* _Data to use_:
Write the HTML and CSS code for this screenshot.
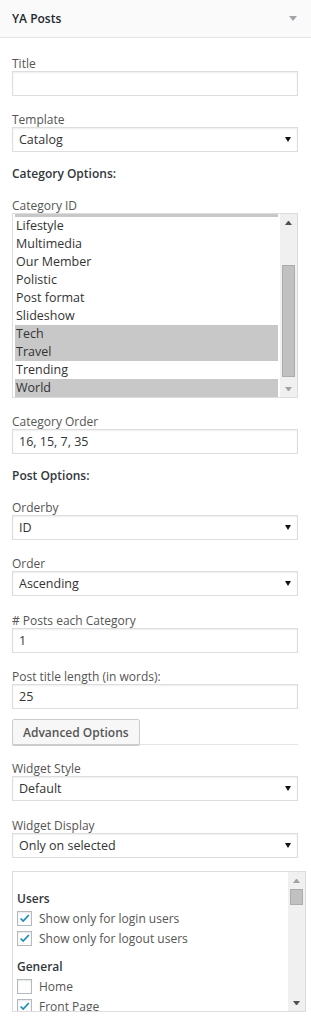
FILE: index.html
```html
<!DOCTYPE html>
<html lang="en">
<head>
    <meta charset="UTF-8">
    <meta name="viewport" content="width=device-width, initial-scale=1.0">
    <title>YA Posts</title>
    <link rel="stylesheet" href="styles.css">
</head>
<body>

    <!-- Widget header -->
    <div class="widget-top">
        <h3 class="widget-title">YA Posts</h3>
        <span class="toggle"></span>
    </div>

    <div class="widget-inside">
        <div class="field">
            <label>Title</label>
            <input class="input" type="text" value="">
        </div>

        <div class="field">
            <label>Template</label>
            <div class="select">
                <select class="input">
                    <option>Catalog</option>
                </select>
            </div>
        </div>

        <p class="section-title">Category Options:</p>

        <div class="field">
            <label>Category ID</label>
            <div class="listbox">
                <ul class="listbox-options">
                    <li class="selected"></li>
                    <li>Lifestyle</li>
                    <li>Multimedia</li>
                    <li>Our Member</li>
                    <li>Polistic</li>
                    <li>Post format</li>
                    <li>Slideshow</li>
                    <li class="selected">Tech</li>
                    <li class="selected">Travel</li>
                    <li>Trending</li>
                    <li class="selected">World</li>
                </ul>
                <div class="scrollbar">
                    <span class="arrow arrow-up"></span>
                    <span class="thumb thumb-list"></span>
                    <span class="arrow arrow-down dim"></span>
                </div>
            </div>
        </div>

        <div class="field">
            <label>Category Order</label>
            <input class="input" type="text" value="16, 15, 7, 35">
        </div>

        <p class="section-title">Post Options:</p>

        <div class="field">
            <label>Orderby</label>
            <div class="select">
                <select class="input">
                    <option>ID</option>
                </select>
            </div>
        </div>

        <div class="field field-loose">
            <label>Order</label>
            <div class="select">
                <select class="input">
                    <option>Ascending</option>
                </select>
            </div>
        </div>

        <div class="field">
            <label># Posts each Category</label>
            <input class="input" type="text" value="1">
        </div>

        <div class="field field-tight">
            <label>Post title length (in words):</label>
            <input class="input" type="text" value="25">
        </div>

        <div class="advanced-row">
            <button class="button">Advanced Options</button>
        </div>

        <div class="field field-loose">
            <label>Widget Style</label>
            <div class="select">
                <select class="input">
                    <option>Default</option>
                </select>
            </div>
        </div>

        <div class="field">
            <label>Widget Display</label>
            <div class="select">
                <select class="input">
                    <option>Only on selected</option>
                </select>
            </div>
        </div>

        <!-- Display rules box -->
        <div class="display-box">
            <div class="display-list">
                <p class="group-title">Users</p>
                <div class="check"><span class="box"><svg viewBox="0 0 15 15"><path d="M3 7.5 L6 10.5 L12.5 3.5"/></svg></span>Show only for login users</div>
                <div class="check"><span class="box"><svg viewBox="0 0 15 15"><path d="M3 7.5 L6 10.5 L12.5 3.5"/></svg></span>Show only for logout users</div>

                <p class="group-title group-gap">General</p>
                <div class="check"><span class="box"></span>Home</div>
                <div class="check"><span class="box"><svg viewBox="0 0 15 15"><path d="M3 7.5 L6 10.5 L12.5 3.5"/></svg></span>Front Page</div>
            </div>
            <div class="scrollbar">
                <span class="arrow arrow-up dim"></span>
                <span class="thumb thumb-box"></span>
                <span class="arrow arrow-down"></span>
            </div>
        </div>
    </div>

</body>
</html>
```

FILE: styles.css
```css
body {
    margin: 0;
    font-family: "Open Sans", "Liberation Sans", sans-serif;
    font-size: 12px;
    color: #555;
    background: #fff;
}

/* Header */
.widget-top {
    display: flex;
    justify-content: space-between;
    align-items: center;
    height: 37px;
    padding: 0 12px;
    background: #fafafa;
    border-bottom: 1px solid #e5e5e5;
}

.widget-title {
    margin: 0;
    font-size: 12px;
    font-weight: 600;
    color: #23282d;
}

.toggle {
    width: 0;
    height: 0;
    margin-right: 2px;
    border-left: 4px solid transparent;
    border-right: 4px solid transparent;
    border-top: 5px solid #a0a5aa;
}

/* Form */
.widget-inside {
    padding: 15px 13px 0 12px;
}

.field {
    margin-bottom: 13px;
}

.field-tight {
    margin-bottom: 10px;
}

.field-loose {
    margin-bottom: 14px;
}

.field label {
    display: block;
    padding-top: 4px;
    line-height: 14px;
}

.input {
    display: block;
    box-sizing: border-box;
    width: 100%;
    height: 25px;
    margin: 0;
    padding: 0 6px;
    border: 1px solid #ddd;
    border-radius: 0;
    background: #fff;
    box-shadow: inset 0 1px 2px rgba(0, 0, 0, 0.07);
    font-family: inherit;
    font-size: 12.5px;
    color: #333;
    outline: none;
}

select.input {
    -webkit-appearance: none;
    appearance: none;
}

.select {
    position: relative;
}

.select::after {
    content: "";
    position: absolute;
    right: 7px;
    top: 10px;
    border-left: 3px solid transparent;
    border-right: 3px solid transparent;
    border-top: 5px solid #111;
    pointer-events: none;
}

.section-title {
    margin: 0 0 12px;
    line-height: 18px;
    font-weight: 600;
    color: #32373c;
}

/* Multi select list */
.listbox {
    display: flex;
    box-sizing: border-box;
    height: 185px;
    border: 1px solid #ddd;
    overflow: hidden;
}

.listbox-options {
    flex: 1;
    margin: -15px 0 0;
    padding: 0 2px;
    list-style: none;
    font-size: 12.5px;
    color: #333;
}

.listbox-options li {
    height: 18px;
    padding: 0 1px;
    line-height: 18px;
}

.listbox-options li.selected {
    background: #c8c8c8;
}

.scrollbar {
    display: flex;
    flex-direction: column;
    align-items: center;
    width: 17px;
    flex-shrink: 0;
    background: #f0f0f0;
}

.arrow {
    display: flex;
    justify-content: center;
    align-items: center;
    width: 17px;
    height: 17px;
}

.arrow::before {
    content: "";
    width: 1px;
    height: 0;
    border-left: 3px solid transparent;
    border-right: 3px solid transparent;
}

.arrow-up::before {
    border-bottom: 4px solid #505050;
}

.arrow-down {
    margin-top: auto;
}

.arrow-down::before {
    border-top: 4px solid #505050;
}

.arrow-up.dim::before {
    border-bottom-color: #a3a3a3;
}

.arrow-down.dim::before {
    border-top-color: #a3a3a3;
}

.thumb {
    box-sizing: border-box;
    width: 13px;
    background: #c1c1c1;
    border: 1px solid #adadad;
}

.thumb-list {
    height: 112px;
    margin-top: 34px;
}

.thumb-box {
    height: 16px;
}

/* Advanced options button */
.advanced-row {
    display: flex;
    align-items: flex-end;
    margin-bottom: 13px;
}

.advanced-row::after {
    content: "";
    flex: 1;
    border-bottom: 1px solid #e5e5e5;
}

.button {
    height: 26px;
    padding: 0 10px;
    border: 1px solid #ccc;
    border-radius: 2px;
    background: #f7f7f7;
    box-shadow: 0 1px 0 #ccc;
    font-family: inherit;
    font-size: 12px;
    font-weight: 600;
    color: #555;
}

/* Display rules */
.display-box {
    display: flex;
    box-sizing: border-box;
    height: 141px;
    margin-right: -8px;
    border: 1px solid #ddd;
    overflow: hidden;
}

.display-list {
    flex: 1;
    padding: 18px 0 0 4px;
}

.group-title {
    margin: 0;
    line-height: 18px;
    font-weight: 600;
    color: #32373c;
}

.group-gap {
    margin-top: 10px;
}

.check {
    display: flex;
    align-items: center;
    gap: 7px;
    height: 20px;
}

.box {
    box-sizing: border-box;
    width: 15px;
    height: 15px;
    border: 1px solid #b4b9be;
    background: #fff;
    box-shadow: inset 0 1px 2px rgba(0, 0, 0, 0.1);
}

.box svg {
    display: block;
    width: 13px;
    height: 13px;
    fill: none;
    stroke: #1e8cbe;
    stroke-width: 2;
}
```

* * *

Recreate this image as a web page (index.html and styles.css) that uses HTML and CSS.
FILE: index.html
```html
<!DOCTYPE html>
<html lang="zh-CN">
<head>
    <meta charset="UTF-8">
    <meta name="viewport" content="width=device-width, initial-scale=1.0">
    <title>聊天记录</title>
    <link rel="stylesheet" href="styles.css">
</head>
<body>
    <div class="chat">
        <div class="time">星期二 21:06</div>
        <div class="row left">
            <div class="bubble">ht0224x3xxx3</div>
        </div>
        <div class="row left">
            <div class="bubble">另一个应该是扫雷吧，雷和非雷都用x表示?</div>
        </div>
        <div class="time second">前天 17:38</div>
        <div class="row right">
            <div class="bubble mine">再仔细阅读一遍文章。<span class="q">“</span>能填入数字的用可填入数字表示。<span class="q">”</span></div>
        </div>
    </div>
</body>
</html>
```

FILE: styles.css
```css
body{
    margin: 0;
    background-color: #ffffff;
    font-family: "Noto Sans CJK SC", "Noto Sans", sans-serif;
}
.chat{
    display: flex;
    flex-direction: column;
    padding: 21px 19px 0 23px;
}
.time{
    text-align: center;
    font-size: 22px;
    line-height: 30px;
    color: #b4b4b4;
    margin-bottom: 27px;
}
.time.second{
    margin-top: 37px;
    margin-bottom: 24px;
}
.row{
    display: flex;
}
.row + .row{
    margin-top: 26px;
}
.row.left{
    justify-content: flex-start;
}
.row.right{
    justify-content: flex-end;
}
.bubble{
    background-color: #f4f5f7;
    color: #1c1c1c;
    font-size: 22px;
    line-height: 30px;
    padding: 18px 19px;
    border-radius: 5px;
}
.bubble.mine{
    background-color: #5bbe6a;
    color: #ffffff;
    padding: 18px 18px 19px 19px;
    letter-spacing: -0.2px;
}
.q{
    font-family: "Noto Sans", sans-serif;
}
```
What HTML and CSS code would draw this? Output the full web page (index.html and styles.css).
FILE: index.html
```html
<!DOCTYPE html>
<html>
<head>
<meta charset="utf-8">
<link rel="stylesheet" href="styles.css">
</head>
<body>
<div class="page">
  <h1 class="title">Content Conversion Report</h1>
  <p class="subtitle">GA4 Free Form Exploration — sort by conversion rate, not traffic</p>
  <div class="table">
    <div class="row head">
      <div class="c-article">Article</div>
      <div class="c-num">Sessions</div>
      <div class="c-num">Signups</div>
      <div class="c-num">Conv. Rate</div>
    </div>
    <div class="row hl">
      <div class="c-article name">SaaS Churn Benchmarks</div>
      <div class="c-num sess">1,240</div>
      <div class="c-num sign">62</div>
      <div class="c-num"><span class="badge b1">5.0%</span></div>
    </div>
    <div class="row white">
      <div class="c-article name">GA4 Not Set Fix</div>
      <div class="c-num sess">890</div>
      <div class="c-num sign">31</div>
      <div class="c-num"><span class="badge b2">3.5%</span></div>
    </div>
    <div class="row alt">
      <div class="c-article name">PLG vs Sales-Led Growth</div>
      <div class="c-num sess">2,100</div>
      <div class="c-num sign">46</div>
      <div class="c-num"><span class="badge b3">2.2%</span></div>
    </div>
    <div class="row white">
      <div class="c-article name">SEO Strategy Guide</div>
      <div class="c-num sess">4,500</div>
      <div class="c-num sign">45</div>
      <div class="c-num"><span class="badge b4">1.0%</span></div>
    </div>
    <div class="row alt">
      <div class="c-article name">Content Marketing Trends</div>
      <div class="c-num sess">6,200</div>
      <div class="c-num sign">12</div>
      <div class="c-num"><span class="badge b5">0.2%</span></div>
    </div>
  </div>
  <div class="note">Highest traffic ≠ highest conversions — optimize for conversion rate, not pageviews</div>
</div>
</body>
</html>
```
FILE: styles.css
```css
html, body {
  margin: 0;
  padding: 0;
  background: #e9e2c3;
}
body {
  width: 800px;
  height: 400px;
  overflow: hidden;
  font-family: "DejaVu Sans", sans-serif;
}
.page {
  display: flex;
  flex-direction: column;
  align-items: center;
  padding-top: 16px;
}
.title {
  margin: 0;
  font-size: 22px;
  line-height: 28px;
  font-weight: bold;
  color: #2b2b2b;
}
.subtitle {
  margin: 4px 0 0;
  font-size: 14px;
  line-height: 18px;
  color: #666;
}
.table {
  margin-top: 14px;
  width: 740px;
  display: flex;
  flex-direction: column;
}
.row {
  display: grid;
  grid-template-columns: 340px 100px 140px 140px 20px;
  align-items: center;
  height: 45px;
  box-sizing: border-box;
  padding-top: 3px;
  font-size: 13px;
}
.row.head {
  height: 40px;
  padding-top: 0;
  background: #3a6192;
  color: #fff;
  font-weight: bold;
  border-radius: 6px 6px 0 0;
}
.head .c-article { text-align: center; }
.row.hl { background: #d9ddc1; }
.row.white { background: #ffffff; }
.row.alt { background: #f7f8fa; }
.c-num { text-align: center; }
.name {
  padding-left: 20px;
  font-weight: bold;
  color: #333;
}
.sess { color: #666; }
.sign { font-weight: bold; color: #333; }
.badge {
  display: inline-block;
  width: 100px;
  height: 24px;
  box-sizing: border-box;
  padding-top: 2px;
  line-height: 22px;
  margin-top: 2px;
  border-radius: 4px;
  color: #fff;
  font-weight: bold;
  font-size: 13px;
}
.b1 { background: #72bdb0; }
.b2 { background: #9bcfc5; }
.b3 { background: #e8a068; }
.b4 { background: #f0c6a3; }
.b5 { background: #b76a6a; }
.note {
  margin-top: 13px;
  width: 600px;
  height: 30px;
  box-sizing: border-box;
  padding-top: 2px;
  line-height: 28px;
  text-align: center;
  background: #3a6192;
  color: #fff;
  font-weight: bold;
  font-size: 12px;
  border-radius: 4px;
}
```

---

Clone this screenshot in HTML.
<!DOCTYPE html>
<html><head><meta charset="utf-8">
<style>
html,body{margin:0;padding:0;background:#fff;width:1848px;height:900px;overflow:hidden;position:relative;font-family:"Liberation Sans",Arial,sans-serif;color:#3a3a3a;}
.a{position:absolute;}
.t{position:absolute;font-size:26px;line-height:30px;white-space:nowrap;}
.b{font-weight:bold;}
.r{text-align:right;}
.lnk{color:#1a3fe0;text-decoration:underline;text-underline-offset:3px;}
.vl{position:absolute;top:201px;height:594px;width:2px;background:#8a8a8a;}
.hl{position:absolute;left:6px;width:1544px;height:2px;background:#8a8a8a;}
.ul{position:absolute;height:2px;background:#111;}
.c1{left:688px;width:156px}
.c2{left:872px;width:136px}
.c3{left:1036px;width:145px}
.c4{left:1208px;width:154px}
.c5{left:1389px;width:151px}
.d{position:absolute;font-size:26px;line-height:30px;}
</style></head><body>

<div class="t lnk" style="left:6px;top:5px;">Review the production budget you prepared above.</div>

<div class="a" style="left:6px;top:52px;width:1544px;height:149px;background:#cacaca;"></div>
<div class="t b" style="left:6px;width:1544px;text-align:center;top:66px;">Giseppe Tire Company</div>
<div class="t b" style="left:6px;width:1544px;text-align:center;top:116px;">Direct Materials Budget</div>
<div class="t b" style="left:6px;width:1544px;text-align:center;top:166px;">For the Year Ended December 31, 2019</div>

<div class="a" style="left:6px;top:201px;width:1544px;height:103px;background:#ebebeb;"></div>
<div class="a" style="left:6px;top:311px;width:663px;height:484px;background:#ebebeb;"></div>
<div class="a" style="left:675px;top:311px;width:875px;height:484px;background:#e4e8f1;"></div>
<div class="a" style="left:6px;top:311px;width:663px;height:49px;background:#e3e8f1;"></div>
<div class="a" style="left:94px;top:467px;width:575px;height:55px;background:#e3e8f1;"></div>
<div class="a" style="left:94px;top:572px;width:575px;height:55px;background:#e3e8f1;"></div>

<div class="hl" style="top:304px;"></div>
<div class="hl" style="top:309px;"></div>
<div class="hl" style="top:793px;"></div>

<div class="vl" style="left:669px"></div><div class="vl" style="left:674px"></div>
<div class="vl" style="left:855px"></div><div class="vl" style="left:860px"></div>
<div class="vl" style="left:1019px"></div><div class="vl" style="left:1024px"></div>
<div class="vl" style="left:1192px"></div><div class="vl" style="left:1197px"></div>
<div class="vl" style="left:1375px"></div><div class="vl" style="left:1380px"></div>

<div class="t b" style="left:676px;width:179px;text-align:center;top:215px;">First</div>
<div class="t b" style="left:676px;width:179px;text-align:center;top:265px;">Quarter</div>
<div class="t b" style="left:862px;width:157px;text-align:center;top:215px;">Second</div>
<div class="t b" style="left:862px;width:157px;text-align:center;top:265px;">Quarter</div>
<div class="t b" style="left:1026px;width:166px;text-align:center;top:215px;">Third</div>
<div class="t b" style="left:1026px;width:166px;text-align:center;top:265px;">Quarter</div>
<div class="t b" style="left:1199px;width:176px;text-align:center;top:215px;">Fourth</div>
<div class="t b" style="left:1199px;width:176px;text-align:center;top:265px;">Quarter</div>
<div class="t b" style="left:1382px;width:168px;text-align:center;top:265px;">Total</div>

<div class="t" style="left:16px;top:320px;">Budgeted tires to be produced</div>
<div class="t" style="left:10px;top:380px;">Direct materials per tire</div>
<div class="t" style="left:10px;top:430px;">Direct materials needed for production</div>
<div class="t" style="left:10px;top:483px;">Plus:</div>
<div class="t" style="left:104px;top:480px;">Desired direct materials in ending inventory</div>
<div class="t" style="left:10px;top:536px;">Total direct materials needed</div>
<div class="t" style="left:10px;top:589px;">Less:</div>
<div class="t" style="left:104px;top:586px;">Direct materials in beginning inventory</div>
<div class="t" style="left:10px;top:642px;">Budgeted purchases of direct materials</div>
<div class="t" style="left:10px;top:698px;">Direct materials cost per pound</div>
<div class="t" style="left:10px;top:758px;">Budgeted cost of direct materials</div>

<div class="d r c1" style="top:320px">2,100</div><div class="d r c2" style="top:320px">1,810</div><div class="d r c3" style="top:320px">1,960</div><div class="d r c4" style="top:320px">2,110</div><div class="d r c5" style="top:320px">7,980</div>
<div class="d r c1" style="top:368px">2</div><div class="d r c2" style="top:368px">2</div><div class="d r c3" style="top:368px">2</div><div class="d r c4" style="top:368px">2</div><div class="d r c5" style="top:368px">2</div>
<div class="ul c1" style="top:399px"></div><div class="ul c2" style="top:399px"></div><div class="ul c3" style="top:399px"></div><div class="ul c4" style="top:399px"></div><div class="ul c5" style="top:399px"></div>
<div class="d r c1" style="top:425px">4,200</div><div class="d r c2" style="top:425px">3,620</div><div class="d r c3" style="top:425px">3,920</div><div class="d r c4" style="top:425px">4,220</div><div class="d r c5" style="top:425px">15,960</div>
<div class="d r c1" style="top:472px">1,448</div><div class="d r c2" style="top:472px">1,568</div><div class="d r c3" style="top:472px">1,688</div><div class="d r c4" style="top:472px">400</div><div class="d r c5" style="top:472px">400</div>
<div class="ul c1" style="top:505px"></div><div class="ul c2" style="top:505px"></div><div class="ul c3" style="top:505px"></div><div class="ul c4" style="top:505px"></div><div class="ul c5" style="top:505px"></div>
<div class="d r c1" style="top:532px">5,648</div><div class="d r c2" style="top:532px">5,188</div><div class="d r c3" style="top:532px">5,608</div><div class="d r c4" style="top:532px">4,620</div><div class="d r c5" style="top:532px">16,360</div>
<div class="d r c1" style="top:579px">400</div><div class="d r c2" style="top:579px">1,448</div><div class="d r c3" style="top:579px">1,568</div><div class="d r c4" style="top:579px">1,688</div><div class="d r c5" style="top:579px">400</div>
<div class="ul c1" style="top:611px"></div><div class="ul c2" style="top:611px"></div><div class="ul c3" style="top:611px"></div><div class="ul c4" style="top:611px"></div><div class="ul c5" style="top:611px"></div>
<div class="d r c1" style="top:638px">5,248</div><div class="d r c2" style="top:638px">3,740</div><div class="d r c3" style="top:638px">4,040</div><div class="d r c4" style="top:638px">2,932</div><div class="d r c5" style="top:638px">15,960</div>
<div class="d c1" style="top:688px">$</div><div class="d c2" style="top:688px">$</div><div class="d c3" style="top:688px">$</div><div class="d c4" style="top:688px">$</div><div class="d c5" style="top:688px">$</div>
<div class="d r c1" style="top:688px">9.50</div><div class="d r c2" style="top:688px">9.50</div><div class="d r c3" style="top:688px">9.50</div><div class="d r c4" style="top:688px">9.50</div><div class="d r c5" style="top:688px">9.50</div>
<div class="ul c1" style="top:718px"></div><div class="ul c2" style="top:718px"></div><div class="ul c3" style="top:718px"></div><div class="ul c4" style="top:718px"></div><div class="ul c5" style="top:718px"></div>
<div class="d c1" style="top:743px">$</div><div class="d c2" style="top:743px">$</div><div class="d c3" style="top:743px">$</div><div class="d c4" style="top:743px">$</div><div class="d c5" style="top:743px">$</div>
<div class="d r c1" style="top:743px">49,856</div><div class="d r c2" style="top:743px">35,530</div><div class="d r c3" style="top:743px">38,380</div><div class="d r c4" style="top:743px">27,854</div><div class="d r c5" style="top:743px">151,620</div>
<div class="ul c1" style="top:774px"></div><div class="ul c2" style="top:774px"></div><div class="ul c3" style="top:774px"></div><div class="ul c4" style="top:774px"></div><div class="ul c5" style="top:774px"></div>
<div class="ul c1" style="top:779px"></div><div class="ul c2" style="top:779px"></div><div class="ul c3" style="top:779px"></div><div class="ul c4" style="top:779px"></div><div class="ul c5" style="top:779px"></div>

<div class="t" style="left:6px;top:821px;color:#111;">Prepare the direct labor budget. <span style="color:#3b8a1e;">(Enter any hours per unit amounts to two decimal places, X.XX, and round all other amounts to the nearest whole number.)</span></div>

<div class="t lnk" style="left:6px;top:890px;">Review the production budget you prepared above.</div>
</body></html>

* _The task_: Look through the entries and find each line that has the string "this". Copy those lines.

* _Task response_:
Write the HTML and CSS code for this screenshot.
Recreate this image as a web page (index.html and styles.css) that uses HTML and CSS.
What HTML and CSS code would draw this? Output the full web page (index.html and styles.css).
Clone this screenshot in HTML.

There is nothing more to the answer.